TASK DIRECTIONS: Repeat the material below word for word and leave out all pictures.

########################################

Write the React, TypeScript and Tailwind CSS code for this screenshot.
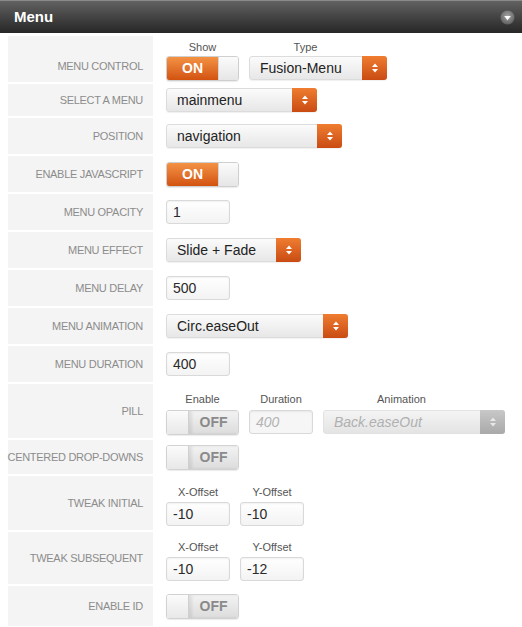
import React from 'react';

const Arrows = ({ color = '#fff' }: { color?: string }) => (
  <svg width="8" height="12" viewBox="0 0 8 12">
    <path d="M4 1.5 L7 5 H1 Z" fill={color} />
    <path d="M4 10.5 L7 7 H1 Z" fill={color} />
  </svg>
);

const ToggleOn = () => (
  <div className="flex h-[25px] w-[73px] overflow-hidden rounded-[3px] border border-[#cfcfcf] shadow-[0_1px_1px_rgba(0,0,0,0.08)]">
    <div className="flex w-[51px] items-center justify-center bg-linear-to-b from-[#f39243] to-[#d2520e] text-[14px] font-bold text-white">
      ON
    </div>
    <div className="flex-1 border-l border-[#d6d6d6] bg-linear-to-b from-[#fbfbfb] to-[#e6e6e6]" />
  </div>
);

const ToggleOff = () => (
  <div className="flex h-[25px] w-[73px] overflow-hidden rounded-[3px] border border-[#d2d2d2] shadow-[0_1px_1px_rgba(0,0,0,0.08)]">
    <div className="w-[22px] border-r border-[#d0d0d0] bg-linear-to-b from-[#fbfbfb] to-[#e8e8e8]" />
    <div className="flex flex-1 items-center justify-center bg-linear-to-b from-[#f3f3f3] to-[#dcdcdc] text-[14px] font-bold text-[#8a8a8a] shadow-[inset_3px_0_3px_rgba(0,0,0,0.08)]">
      OFF
    </div>
  </div>
);

const Select = ({ value, width }: { value: string; width: string }) => (
  <div className={`flex h-6 ${width} rounded-[3px] border border-[#dcdcdc] bg-linear-to-b from-[#fbfbfb] to-[#e7e7e7] shadow-[0_1px_1px_rgba(0,0,0,0.06)]`}>
    <div className="flex flex-1 items-center pl-2.5 text-[14px] text-[#222]">{value}</div>
    <div className="-my-px -mr-px flex w-[25px] items-center justify-center rounded-r-[3px] bg-linear-to-b from-[#ef7d30] to-[#c94b12]">
      <Arrows />
    </div>
  </div>
);

const DisabledSelect = ({ value }: { value: string }) => (
  <div className="flex h-6 w-[182px] rounded-[3px] border border-[#e2e2e2] bg-linear-to-b from-[#f4f4f4] to-[#e4e4e4]">
    <div className="flex flex-1 items-center pl-2.5 text-[14px] italic text-[#b0b0b0]">{value}</div>
    <div className="-my-px -mr-px flex w-[25px] items-center justify-center rounded-r-[3px] bg-linear-to-b from-[#c8c8c8] to-[#a9a9a9]">
      <Arrows color="#e8e8e8" />
    </div>
  </div>
);

const Input = ({ value, disabled }: { value: string; disabled?: boolean }) => (
  <div
    className={`flex h-6 w-16 items-center rounded-[3px] border border-[#d9d9d9] pl-1.5 text-[14px] shadow-[inset_0_1px_2px_rgba(0,0,0,0.06)] ${
      disabled ? 'bg-[#f6f6f6] italic text-[#b3b3b3]' : 'bg-linear-to-b from-white to-[#f3f3f3] text-[#2a2a2a]'
    }`}
  >
    {value}
  </div>
);

const Caption = ({ children, className = '' }: { children: React.ReactNode; className?: string }) => (
  <div className={`text-center text-[11px] leading-[13px] text-[#555] ${className}`}>{children}</div>
);

const Row = ({
  label,
  height,
  labelClass = '',
  children,
}: {
  label: string;
  height: string;
  labelClass?: string;
  children: React.ReactNode;
}) => (
  <div className={`flex ${height}`}>
    <div
      className={`flex w-[145px] shrink-0 items-center justify-end whitespace-nowrap bg-[#f4f4f4] pr-[10px] text-[11px] uppercase tracking-[-0.3px] text-[#8c8c8c] ${labelClass}`}
    >
      {label}
    </div>
    <div className="flex flex-1 items-center pl-[13px]">{children}</div>
  </div>
);

export default function App() {
  return (
    <div className="h-[627px] w-[522px] overflow-hidden bg-white font-['Liberation_Sans',Arial,sans-serif]">
      <div className="flex h-[33px] items-center justify-between border-t border-[#8a8a8a] bg-linear-to-b from-[#626262] to-[#272727] px-[14px]">
        <span className="text-[15px] font-bold text-white">Menu</span>
        <svg width="15" height="15" viewBox="0 0 15 15" className="-mr-[7px]">
          <defs>
            <radialGradient id="g" cx="50%" cy="40%" r="60%">
              <stop offset="0%" stopColor="#a5a5a5" />
              <stop offset="100%" stopColor="#5f5f5f" />
            </radialGradient>
          </defs>
          <circle cx="7.5" cy="7.5" r="7" fill="url(#g)" />
          <path d="M4.2 6 H10.8 L7.5 10.3 Z" fill="#fff" />
        </svg>
      </div>

      <div className="flex flex-col gap-[2px] pl-2 pt-[3px]">
        <Row label="Menu Control" height="h-[46px]" labelClass="pt-[14px]">
          <div className="flex gap-2.5 self-start pt-[5px]">
            <div className="flex flex-col gap-[2px]">
              <Caption>Show</Caption>
              <ToggleOn />
            </div>
            <div className="flex flex-col gap-[2px]">
              <Caption className="pr-[25px]">Type</Caption>
              <Select value="Fusion-Menu" width="w-[138px]" />
            </div>
          </div>
        </Row>
        <Row label="Select a Menu" height="h-[32px]">
          <Select value="mainmenu" width="w-[151px]" />
        </Row>
        <Row label="Position" height="h-[36px]">
          <Select value="navigation" width="w-[176px]" />
        </Row>
        <Row label="Enable Javascript" height="h-[36px]">
          <ToggleOn />
        </Row>
        <Row label="Menu Opacity" height="h-[36px]">
          <Input value="1" />
        </Row>
        <Row label="Menu Effect" height="h-[36px]">
          <Select value="Slide + Fade" width="w-[135px]" />
        </Row>
        <Row label="Menu Delay" height="h-[36px]">
          <Input value="500" />
        </Row>
        <Row label="Menu Animation" height="h-[36px]">
          <Select value="Circ.easeOut" width="w-[182px]" />
        </Row>
        <Row label="Menu Duration" height="h-[36px]">
          <Input value="400" />
        </Row>
        <Row label="Pill" height="h-[54px]">
          <div className="flex gap-2.5 self-start pt-[9px]">
            <div className="flex flex-col gap-[4px]">
              <Caption>Enable</Caption>
              <ToggleOff />
            </div>
            <div className="flex flex-col gap-[4px]">
              <Caption>Duration</Caption>
              <Input value="400" disabled />
            </div>
            <div className="flex flex-col gap-[4px]">
              <Caption className="pr-[25px]">Animation</Caption>
              <DisabledSelect value="Back.easeOut" />
            </div>
          </div>
        </Row>
        <Row label="Centered Drop-Downs" height="h-[34px]">
          <ToggleOff />
        </Row>
        <Row label="Tweak Initial" height="h-[54px]">
          <div className="flex gap-2.5 self-start pt-[10px]">
            <div className="flex flex-col gap-[3px]">
              <Caption>X-Offset</Caption>
              <Input value="-10" />
            </div>
            <div className="flex flex-col gap-[3px]">
              <Caption>Y-Offset</Caption>
              <Input value="-10" />
            </div>
          </div>
        </Row>
        <Row label="Tweak Subsequent" height="h-[52px]">
          <div className="flex gap-2.5 self-start pt-[9px]">
            <div className="flex flex-col gap-[3px]">
              <Caption>X-Offset</Caption>
              <Input value="-10" />
            </div>
            <div className="flex flex-col gap-[3px]">
              <Caption>Y-Offset</Caption>
              <Input value="-12" />
            </div>
          </div>
        </Row>
        <Row label="Enable ID" height="h-[40px]">
          <ToggleOff />
        </Row>
      </div>
    </div>
  );
}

########################################

REPLY:
Write the React, TypeScript and Tailwind CSS code for this screenshot.
import React from 'react';

const Arrows = ({ color = '#fff' }: { color?: string }) => (
  <svg width="8" height="12" viewBox="0 0 8 12">
    <path d="M4 1.5 L7 5 H1 Z" fill={color} />
    <path d="M4 10.5 L7 7 H1 Z" fill={color} />
  </svg>
);

const ToggleOn = () => (
  <div className="flex h-[25px] w-[73px] overflow-hidden rounded-[3px] border border-[#cfcfcf] shadow-[0_1px_1px_rgba(0,0,0,0.08)]">
    <div className="flex w-[51px] items-center justify-center bg-linear-to-b from-[#f39243] to-[#d2520e] text-[14px] font-bold text-white">
      ON
    </div>
    <div className="flex-1 border-l border-[#d6d6d6] bg-linear-to-b from-[#fbfbfb] to-[#e6e6e6]" />
  </div>
);

const ToggleOff = () => (
  <div className="flex h-[25px] w-[73px] overflow-hidden rounded-[3px] border border-[#d2d2d2] shadow-[0_1px_1px_rgba(0,0,0,0.08)]">
    <div className="w-[22px] border-r border-[#d0d0d0] bg-linear-to-b from-[#fbfbfb] to-[#e8e8e8]" />
    <div className="flex flex-1 items-center justify-center bg-linear-to-b from-[#f3f3f3] to-[#dcdcdc] text-[14px] font-bold text-[#8a8a8a] shadow-[inset_3px_0_3px_rgba(0,0,0,0.08)]">
      OFF
    </div>
  </div>
);

const Select = ({ value, width }: { value: string; width: string }) => (
  <div className={`flex h-6 ${width} rounded-[3px] border border-[#dcdcdc] bg-linear-to-b from-[#fbfbfb] to-[#e7e7e7] shadow-[0_1px_1px_rgba(0,0,0,0.06)]`}>
    <div className="flex flex-1 items-center pl-2.5 text-[14px] text-[#222]">{value}</div>
    <div className="-my-px -mr-px flex w-[25px] items-center justify-center rounded-r-[3px] bg-linear-to-b from-[#ef7d30] to-[#c94b12]">
      <Arrows />
    </div>
  </div>
);

const DisabledSelect = ({ value }: { value: string }) => (
  <div className="flex h-6 w-[182px] rounded-[3px] border border-[#e2e2e2] bg-linear-to-b from-[#f4f4f4] to-[#e4e4e4]">
    <div className="flex flex-1 items-center pl-2.5 text-[14px] italic text-[#b0b0b0]">{value}</div>
    <div className="-my-px -mr-px flex w-[25px] items-center justify-center rounded-r-[3px] bg-linear-to-b from-[#c8c8c8] to-[#a9a9a9]">
      <Arrows color="#e8e8e8" />
    </div>
  </div>
);

const Input = ({ value, disabled }: { value: string; disabled?: boolean }) => (
  <div
    className={`flex h-6 w-16 items-center rounded-[3px] border border-[#d9d9d9] pl-1.5 text-[14px] shadow-[inset_0_1px_2px_rgba(0,0,0,0.06)] ${
      disabled ? 'bg-[#f6f6f6] italic text-[#b3b3b3]' : 'bg-linear-to-b from-white to-[#f3f3f3] text-[#2a2a2a]'
    }`}
  >
    {value}
  </div>
);

const Caption = ({ children, className = '' }: { children: React.ReactNode; className?: string }) => (
  <div className={`text-center text-[11px] leading-[13px] text-[#555] ${className}`}>{children}</div>
);

const Row = ({
  label,
  height,
  labelClass = '',
  children,
}: {
  label: string;
  height: string;
  labelClass?: string;
  children: React.ReactNode;
}) => (
  <div className={`flex ${height}`}>
    <div
      className={`flex w-[145px] shrink-0 items-center justify-end whitespace-nowrap bg-[#f4f4f4] pr-[10px] text-[11px] uppercase tracking-[-0.3px] text-[#8c8c8c] ${labelClass}`}
    >
      {label}
    </div>
    <div className="flex flex-1 items-center pl-[13px]">{children}</div>
  </div>
);

export default function App() {
  return (
    <div className="h-[627px] w-[522px] overflow-hidden bg-white font-['Liberation_Sans',Arial,sans-serif]">
      <div className="flex h-[33px] items-center justify-between border-t border-[#8a8a8a] bg-linear-to-b from-[#626262] to-[#272727] px-[14px]">
        <span className="text-[15px] font-bold text-white">Menu</span>
        <svg width="15" height="15" viewBox="0 0 15 15" className="-mr-[7px]">
          <defs>
            <radialGradient id="g" cx="50%" cy="40%" r="60%">
              <stop offset="0%" stopColor="#a5a5a5" />
              <stop offset="100%" stopColor="#5f5f5f" />
            </radialGradient>
          </defs>
          <circle cx="7.5" cy="7.5" r="7" fill="url(#g)" />
          <path d="M4.2 6 H10.8 L7.5 10.3 Z" fill="#fff" />
        </svg>
      </div>

      <div className="flex flex-col gap-[2px] pl-2 pt-[3px]">
        <Row label="Menu Control" height="h-[46px]" labelClass="pt-[14px]">
          <div className="flex gap-2.5 self-start pt-[5px]">
            <div className="flex flex-col gap-[2px]">
              <Caption>Show</Caption>
              <ToggleOn />
            </div>
            <div className="flex flex-col gap-[2px]">
              <Caption className="pr-[25px]">Type</Caption>
              <Select value="Fusion-Menu" width="w-[138px]" />
            </div>
          </div>
        </Row>
        <Row label="Select a Menu" height="h-[32px]">
          <Select value="mainmenu" width="w-[151px]" />
        </Row>
        <Row label="Position" height="h-[36px]">
          <Select value="navigation" width="w-[176px]" />
        </Row>
        <Row label="Enable Javascript" height="h-[36px]">
          <ToggleOn />
        </Row>
        <Row label="Menu Opacity" height="h-[36px]">
          <Input value="1" />
        </Row>
        <Row label="Menu Effect" height="h-[36px]">
          <Select value="Slide + Fade" width="w-[135px]" />
        </Row>
        <Row label="Menu Delay" height="h-[36px]">
          <Input value="500" />
        </Row>
        <Row label="Menu Animation" height="h-[36px]">
          <Select value="Circ.easeOut" width="w-[182px]" />
        </Row>
        <Row label="Menu Duration" height="h-[36px]">
          <Input value="400" />
        </Row>
        <Row label="Pill" height="h-[54px]">
          <div className="flex gap-2.5 self-start pt-[9px]">
            <div className="flex flex-col gap-[4px]">
              <Caption>Enable</Caption>
              <ToggleOff />
            </div>
            <div className="flex flex-col gap-[4px]">
              <Caption>Duration</Caption>
              <Input value="400" disabled />
            </div>
            <div className="flex flex-col gap-[4px]">
              <Caption className="pr-[25px]">Animation</Caption>
              <DisabledSelect value="Back.easeOut" />
            </div>
          </div>
        </Row>
        <Row label="Centered Drop-Downs" height="h-[34px]">
          <ToggleOff />
        </Row>
        <Row label="Tweak Initial" height="h-[54px]">
          <div className="flex gap-2.5 self-start pt-[10px]">
            <div className="flex flex-col gap-[3px]">
              <Caption>X-Offset</Caption>
              <Input value="-10" />
            </div>
            <div className="flex flex-col gap-[3px]">
              <Caption>Y-Offset</Caption>
              <Input value="-10" />
            </div>
          </div>
        </Row>
        <Row label="Tweak Subsequent" height="h-[52px]">
          <div className="flex gap-2.5 self-start pt-[9px]">
            <div className="flex flex-col gap-[3px]">
              <Caption>X-Offset</Caption>
              <Input value="-10" />
            </div>
            <div className="flex flex-col gap-[3px]">
              <Caption>Y-Offset</Caption>
              <Input value="-12" />
            </div>
          </div>
        </Row>
        <Row label="Enable ID" height="h-[40px]">
          <ToggleOff />
        </Row>
      </div>
    </div>
  );
}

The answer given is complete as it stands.